Directive:
Copy every line in the records below that contains the word "index".

Records to use:
▬▬▬▬▬▬▬▬▬▬
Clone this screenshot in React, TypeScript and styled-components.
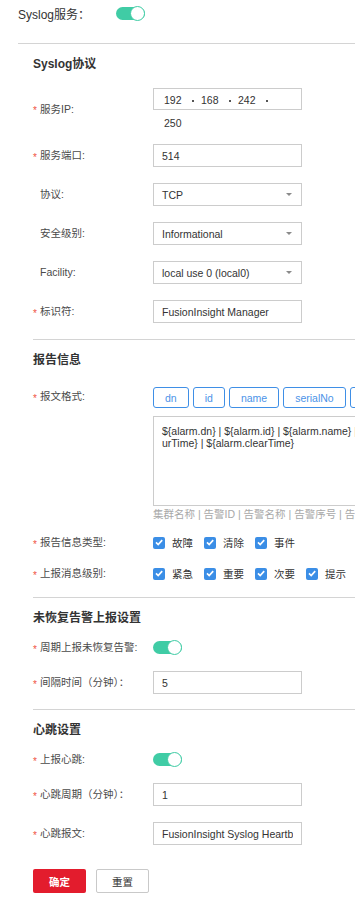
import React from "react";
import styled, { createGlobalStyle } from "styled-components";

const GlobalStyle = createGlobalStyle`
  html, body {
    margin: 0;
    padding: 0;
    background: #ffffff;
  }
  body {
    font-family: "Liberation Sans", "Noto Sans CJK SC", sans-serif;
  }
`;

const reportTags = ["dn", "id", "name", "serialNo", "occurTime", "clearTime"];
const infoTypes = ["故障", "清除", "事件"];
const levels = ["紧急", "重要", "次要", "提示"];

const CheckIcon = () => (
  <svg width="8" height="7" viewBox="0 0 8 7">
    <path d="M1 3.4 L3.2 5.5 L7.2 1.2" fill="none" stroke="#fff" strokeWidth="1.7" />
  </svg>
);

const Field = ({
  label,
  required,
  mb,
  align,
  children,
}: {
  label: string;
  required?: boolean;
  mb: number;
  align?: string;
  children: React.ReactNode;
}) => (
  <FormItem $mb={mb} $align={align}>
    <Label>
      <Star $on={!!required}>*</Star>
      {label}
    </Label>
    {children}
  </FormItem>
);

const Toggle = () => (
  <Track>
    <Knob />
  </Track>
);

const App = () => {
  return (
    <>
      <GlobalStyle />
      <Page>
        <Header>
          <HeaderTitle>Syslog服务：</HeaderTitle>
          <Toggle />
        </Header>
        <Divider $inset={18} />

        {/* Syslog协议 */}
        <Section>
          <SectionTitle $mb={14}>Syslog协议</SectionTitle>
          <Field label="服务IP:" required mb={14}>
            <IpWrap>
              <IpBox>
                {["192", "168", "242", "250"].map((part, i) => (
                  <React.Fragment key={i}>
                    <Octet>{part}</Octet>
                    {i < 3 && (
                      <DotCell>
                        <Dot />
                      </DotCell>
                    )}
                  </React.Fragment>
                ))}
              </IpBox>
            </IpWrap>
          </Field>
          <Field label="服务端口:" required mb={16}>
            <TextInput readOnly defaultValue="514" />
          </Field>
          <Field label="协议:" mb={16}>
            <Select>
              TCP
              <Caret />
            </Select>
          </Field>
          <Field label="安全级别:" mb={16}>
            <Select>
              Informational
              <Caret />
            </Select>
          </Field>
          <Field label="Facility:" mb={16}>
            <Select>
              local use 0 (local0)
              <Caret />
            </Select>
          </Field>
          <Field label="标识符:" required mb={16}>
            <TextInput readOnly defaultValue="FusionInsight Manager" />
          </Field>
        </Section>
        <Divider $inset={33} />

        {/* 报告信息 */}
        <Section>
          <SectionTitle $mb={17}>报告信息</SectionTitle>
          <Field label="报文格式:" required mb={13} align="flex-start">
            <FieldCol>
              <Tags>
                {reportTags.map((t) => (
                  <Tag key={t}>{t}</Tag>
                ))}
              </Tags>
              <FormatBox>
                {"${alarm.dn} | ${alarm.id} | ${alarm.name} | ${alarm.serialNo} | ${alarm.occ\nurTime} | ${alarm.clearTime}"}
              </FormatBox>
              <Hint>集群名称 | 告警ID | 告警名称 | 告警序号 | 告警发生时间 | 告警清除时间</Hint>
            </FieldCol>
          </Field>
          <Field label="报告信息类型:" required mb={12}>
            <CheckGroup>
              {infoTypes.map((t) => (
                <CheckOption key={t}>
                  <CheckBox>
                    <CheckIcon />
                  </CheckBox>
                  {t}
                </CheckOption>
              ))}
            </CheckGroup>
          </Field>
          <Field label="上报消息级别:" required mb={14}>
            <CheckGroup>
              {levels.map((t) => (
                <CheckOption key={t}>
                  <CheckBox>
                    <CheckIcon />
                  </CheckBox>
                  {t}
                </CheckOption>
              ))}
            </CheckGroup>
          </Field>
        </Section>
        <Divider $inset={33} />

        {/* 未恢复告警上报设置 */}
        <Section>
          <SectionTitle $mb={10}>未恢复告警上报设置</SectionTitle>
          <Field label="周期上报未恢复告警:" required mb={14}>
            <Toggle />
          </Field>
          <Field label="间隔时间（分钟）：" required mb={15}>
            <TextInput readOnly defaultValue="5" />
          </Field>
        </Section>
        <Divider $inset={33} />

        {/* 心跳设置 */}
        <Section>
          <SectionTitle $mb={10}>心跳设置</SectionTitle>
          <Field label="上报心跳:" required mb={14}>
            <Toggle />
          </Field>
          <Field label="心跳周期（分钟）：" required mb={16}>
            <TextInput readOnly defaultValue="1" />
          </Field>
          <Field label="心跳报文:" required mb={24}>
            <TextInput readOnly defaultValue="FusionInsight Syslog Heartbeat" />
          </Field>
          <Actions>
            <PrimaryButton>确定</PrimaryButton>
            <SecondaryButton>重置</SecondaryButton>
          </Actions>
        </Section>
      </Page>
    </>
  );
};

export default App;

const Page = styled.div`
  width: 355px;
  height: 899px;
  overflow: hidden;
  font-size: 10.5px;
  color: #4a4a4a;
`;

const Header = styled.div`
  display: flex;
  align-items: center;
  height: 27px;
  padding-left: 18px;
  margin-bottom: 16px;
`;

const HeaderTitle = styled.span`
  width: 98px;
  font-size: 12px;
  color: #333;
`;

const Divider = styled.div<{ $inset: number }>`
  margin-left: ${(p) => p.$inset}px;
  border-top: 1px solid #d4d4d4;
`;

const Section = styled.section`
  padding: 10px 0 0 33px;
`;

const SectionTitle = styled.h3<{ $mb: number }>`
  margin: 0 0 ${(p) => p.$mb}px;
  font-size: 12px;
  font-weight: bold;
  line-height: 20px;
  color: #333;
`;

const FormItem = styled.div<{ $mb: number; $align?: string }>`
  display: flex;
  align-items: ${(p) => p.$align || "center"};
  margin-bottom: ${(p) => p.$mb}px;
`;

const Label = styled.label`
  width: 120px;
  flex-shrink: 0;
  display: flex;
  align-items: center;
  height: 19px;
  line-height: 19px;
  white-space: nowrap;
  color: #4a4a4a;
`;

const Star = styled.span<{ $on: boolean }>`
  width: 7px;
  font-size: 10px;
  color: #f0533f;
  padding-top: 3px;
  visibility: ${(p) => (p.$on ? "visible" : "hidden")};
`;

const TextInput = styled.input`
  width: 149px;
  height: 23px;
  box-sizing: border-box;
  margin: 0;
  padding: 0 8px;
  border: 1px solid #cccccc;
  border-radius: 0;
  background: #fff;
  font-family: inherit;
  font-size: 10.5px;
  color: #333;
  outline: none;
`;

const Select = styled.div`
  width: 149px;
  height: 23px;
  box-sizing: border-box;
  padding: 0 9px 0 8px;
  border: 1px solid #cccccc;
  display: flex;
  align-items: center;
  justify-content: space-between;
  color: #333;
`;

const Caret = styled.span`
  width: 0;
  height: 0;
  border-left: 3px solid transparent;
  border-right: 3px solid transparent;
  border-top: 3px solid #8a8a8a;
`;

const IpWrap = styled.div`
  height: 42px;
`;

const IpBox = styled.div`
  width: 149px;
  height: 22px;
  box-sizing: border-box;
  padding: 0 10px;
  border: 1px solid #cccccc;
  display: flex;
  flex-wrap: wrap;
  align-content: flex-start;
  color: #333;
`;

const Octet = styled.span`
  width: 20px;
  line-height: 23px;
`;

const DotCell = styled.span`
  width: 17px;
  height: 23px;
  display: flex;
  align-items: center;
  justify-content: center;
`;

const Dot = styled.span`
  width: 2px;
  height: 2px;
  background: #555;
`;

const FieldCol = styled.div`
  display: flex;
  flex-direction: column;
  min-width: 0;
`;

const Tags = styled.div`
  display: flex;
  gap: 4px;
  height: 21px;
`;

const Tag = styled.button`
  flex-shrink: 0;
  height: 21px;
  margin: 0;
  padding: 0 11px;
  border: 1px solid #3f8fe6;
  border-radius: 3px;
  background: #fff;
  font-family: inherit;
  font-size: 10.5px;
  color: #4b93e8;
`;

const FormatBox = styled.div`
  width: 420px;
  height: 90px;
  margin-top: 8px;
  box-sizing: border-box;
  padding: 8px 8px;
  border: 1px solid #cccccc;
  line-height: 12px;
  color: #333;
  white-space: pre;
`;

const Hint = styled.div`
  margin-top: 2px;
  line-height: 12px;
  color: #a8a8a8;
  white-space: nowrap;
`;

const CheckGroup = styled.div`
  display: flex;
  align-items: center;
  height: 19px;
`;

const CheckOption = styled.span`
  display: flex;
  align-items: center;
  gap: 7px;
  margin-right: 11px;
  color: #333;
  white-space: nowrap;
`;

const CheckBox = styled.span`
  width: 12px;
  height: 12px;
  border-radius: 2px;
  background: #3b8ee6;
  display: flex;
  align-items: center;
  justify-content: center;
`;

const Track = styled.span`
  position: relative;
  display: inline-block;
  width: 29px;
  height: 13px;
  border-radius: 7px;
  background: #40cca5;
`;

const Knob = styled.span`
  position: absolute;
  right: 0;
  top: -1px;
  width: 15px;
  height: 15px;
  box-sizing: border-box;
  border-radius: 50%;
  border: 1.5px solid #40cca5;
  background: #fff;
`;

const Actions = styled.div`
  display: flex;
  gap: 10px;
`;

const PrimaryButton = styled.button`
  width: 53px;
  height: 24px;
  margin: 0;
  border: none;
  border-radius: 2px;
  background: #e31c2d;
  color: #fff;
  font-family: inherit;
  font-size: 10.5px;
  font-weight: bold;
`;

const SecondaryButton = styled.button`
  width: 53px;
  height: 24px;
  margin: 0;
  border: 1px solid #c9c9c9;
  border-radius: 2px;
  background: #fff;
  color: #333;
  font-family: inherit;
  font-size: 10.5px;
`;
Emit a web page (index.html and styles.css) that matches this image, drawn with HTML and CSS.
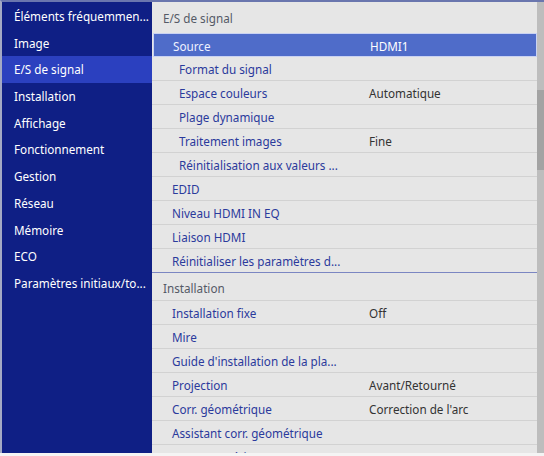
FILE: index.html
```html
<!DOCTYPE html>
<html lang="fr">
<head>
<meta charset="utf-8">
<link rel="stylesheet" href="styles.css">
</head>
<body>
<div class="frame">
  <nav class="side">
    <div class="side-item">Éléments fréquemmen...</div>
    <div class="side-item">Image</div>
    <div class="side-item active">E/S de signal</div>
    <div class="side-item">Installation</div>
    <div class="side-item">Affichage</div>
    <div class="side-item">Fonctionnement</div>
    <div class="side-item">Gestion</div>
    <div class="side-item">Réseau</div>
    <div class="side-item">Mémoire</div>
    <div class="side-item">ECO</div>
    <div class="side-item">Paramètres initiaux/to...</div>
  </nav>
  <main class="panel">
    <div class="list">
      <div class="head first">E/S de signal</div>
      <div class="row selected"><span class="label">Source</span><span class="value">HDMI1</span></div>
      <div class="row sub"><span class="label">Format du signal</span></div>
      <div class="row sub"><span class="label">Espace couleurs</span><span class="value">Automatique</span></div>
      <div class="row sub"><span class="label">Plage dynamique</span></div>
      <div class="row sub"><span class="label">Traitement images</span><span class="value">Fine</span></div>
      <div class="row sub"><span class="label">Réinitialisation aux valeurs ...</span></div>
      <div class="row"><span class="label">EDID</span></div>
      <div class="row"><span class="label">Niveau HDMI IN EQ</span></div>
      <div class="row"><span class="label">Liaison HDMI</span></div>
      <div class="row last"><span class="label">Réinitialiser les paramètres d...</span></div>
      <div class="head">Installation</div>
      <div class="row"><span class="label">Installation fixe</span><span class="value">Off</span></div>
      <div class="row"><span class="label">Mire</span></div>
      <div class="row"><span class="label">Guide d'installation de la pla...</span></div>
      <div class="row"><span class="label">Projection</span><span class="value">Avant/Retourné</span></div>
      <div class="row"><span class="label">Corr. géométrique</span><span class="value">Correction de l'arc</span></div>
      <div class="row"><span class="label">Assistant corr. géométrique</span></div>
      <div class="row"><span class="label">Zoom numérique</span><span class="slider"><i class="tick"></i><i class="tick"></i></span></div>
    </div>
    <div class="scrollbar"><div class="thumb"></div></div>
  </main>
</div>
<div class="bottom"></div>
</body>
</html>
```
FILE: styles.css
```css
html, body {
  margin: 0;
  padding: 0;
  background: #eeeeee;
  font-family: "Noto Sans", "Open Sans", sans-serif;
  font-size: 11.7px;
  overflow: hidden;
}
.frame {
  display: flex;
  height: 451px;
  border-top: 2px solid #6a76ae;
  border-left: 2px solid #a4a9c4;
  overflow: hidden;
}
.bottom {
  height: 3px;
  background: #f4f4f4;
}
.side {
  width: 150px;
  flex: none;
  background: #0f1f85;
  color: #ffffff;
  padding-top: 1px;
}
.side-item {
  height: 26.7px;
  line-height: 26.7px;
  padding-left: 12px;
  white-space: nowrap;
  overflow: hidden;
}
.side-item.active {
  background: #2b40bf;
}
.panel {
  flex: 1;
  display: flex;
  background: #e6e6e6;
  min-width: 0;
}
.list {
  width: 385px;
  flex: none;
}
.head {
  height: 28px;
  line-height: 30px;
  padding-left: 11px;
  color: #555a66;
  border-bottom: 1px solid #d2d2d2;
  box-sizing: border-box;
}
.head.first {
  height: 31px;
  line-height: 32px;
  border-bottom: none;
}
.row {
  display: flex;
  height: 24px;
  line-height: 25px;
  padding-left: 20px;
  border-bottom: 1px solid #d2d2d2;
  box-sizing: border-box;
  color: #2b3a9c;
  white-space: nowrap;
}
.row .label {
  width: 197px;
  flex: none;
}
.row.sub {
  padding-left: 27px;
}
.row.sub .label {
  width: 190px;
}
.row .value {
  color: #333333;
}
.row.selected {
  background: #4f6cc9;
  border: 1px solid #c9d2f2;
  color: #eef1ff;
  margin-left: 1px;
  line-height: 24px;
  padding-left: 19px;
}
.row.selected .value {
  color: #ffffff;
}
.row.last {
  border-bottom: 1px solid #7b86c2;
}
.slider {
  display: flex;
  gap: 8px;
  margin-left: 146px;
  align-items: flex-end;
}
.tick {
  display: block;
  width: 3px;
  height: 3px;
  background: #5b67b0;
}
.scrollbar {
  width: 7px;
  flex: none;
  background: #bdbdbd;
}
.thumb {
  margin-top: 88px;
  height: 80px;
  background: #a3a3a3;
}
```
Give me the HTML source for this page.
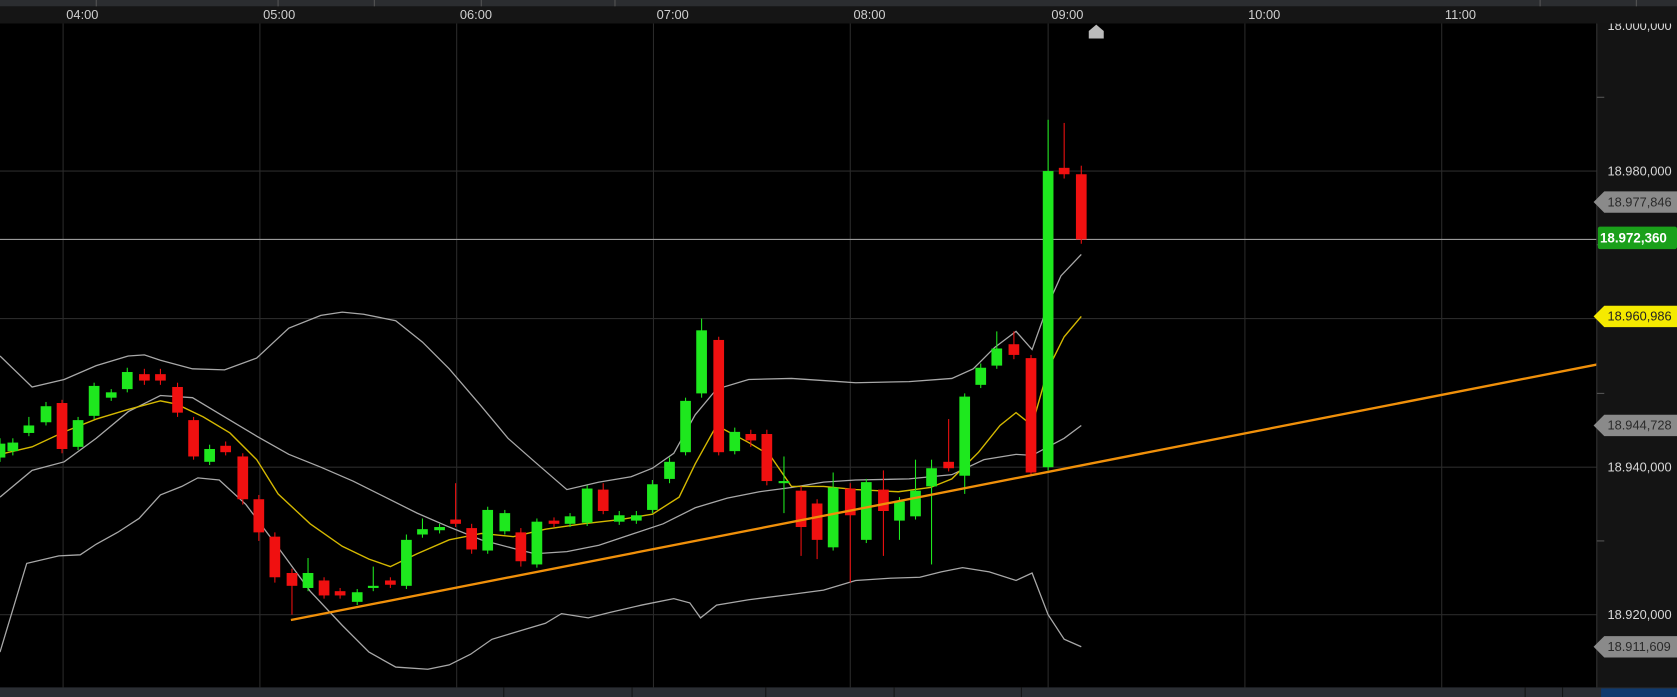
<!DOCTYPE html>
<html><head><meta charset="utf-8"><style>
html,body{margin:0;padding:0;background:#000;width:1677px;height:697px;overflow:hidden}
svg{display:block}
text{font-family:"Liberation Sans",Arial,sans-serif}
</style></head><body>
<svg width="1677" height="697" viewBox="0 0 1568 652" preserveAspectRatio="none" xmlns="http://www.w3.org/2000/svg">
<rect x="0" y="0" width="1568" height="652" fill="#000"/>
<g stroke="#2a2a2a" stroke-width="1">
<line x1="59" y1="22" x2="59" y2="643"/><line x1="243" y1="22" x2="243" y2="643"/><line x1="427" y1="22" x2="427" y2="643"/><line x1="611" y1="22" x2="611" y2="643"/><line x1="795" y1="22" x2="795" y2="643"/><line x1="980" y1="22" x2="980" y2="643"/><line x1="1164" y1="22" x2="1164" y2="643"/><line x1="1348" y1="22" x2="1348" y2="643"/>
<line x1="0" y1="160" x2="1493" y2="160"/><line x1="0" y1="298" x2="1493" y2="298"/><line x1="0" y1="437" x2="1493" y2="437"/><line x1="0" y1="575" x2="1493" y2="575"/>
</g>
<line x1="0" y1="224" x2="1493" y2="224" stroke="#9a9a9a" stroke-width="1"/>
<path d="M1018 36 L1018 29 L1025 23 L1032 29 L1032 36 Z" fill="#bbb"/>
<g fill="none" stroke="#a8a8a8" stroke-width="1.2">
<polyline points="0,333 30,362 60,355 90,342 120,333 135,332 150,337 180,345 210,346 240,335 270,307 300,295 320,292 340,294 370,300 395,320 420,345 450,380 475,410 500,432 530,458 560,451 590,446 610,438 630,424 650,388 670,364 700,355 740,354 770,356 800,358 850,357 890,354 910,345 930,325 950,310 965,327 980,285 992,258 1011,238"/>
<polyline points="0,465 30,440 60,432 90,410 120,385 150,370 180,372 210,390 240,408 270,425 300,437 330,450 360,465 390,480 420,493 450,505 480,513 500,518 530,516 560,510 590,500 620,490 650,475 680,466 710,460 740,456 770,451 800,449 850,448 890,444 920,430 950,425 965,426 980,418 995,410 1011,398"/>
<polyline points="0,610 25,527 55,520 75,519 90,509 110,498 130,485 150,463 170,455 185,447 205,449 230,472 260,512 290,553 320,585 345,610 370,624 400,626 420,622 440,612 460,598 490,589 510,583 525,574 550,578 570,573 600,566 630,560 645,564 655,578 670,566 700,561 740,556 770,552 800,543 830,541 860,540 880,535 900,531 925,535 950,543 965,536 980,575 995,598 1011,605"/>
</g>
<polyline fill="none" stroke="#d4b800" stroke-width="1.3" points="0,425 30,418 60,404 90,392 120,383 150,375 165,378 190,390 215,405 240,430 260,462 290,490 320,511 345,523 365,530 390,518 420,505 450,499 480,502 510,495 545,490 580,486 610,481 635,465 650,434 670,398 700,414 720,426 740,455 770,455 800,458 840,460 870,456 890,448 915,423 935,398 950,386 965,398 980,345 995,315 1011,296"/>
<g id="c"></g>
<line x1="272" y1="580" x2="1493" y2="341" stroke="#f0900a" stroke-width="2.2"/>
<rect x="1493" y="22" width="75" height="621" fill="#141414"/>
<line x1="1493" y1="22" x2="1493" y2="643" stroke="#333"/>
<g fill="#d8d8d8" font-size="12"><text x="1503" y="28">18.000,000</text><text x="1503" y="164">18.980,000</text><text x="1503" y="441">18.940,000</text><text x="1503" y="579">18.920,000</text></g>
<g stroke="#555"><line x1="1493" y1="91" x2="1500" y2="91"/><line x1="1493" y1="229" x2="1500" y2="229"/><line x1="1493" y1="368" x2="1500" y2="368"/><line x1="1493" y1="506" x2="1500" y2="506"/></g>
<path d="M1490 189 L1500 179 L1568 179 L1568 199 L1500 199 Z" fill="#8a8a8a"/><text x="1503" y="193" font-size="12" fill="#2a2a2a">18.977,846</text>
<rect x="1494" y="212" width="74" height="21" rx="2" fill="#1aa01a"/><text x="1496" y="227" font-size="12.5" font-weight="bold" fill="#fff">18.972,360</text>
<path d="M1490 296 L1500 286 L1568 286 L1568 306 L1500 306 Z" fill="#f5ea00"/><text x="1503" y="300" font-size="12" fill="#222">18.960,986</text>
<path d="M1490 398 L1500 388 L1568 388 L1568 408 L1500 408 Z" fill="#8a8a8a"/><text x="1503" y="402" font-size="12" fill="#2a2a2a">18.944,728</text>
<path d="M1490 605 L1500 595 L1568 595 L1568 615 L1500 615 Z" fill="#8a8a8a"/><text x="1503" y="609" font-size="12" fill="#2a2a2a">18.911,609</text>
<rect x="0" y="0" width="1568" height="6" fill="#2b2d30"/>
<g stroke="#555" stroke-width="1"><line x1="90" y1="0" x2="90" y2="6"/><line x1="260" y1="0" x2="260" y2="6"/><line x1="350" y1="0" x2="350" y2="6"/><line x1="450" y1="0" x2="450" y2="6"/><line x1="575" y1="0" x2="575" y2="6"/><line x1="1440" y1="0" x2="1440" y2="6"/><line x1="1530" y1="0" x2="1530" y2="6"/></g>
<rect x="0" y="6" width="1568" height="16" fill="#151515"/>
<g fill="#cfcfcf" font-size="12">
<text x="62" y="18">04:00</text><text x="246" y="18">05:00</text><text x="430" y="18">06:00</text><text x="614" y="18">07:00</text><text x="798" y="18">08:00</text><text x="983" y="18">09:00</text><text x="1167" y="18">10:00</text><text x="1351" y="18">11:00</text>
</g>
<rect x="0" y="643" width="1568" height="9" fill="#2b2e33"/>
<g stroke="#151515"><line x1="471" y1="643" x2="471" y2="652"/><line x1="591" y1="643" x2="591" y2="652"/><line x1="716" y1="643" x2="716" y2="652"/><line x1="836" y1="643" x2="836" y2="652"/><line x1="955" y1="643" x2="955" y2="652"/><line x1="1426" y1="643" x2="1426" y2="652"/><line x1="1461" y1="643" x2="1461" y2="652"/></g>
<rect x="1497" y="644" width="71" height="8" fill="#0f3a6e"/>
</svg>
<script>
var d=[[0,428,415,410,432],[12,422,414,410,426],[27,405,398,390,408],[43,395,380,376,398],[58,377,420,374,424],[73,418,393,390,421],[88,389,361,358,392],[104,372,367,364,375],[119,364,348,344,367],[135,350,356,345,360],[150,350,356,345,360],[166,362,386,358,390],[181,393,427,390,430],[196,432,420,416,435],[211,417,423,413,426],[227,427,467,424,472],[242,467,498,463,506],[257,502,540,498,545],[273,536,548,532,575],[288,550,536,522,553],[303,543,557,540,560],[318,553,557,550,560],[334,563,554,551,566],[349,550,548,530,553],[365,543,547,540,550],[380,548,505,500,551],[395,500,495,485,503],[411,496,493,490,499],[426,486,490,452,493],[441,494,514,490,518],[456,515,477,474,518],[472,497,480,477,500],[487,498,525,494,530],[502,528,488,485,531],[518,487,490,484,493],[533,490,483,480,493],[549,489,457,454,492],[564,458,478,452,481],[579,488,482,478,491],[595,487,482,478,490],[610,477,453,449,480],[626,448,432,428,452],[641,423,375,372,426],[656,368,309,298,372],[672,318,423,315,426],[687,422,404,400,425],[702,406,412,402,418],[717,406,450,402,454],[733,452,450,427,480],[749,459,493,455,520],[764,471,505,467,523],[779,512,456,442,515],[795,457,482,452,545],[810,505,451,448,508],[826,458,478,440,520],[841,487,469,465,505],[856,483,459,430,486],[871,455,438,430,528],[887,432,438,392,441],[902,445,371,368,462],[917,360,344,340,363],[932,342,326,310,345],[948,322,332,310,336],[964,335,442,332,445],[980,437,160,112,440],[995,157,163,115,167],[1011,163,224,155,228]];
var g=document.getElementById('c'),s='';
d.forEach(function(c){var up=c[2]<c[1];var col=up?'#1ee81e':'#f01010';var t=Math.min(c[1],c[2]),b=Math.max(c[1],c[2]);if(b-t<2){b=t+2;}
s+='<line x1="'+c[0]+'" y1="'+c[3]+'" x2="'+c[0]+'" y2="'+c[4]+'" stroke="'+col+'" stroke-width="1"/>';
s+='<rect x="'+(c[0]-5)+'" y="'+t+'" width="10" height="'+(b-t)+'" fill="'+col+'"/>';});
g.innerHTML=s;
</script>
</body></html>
▬▬▬▬▬▬▬▬▬▬
Correct output:
Emit a web page (index.html and styles.css) that matches this image, drawn with HTML and CSS.
FILE: index.html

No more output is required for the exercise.